>> start Provided material

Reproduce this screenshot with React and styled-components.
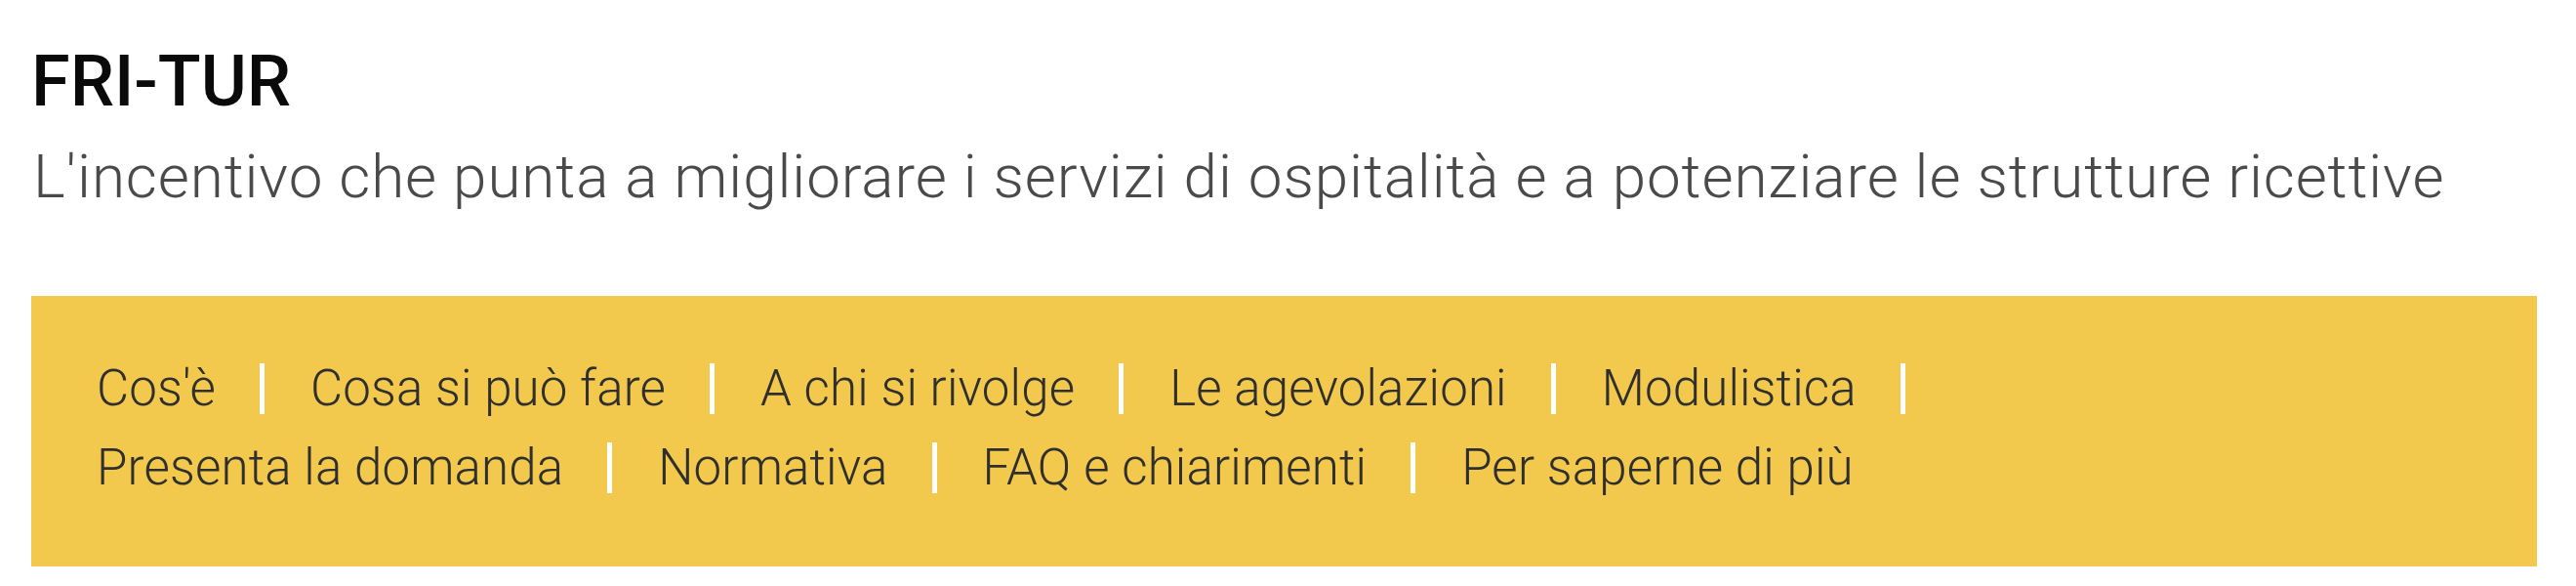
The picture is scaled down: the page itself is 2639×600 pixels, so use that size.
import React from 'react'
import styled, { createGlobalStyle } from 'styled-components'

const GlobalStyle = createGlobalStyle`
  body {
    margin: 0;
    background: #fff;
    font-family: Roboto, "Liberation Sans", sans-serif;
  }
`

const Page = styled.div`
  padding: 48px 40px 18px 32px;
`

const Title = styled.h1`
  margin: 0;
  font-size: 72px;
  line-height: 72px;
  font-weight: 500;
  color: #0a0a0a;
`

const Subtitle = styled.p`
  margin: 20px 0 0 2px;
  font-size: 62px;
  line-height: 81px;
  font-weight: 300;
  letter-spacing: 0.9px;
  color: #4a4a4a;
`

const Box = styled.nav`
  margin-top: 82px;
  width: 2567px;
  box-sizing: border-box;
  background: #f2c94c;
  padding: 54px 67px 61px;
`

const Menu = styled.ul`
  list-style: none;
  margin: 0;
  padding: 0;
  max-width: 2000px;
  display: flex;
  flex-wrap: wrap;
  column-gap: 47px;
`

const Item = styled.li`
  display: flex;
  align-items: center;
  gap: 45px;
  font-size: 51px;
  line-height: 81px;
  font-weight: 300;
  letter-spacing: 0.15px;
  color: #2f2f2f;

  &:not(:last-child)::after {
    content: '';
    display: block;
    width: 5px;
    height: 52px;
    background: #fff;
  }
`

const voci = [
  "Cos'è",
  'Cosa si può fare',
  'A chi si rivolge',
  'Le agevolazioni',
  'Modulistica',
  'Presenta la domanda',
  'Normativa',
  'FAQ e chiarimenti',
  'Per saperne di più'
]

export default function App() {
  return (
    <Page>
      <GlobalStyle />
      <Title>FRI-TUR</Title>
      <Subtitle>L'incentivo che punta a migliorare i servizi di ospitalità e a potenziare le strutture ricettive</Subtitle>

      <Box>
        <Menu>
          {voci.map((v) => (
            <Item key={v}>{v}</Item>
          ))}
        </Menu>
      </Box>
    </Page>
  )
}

>> end Provided material

■ **Goal**
Without the pictures, retype the whole of the material above exactly.

■ **Answer for this exercise**
Reproduce this screenshot with React and styled-components.
The picture is scaled down: the page itself is 2639×600 pixels, so use that size.
import React from 'react'
import styled, { createGlobalStyle } from 'styled-components'

const GlobalStyle = createGlobalStyle`
  body {
    margin: 0;
    background: #fff;
    font-family: Roboto, "Liberation Sans", sans-serif;
  }
`

const Page = styled.div`
  padding: 48px 40px 18px 32px;
`

const Title = styled.h1`
  margin: 0;
  font-size: 72px;
  line-height: 72px;
  font-weight: 500;
  color: #0a0a0a;
`

const Subtitle = styled.p`
  margin: 20px 0 0 2px;
  font-size: 62px;
  line-height: 81px;
  font-weight: 300;
  letter-spacing: 0.9px;
  color: #4a4a4a;
`

const Box = styled.nav`
  margin-top: 82px;
  width: 2567px;
  box-sizing: border-box;
  background: #f2c94c;
  padding: 54px 67px 61px;
`

const Menu = styled.ul`
  list-style: none;
  margin: 0;
  padding: 0;
  max-width: 2000px;
  display: flex;
  flex-wrap: wrap;
  column-gap: 47px;
`

const Item = styled.li`
  display: flex;
  align-items: center;
  gap: 45px;
  font-size: 51px;
  line-height: 81px;
  font-weight: 300;
  letter-spacing: 0.15px;
  color: #2f2f2f;

  &:not(:last-child)::after {
    content: '';
    display: block;
    width: 5px;
    height: 52px;
    background: #fff;
  }
`

const voci = [
  "Cos'è",
  'Cosa si può fare',
  'A chi si rivolge',
  'Le agevolazioni',
  'Modulistica',
  'Presenta la domanda',
  'Normativa',
  'FAQ e chiarimenti',
  'Per saperne di più'
]

export default function App() {
  return (
    <Page>
      <GlobalStyle />
      <Title>FRI-TUR</Title>
      <Subtitle>L'incentivo che punta a migliorare i servizi di ospitalità e a potenziare le strutture ricettive</Subtitle>

      <Box>
        <Menu>
          {voci.map((v) => (
            <Item key={v}>{v}</Item>
          ))}
        </Menu>
      </Box>
    </Page>
  )
}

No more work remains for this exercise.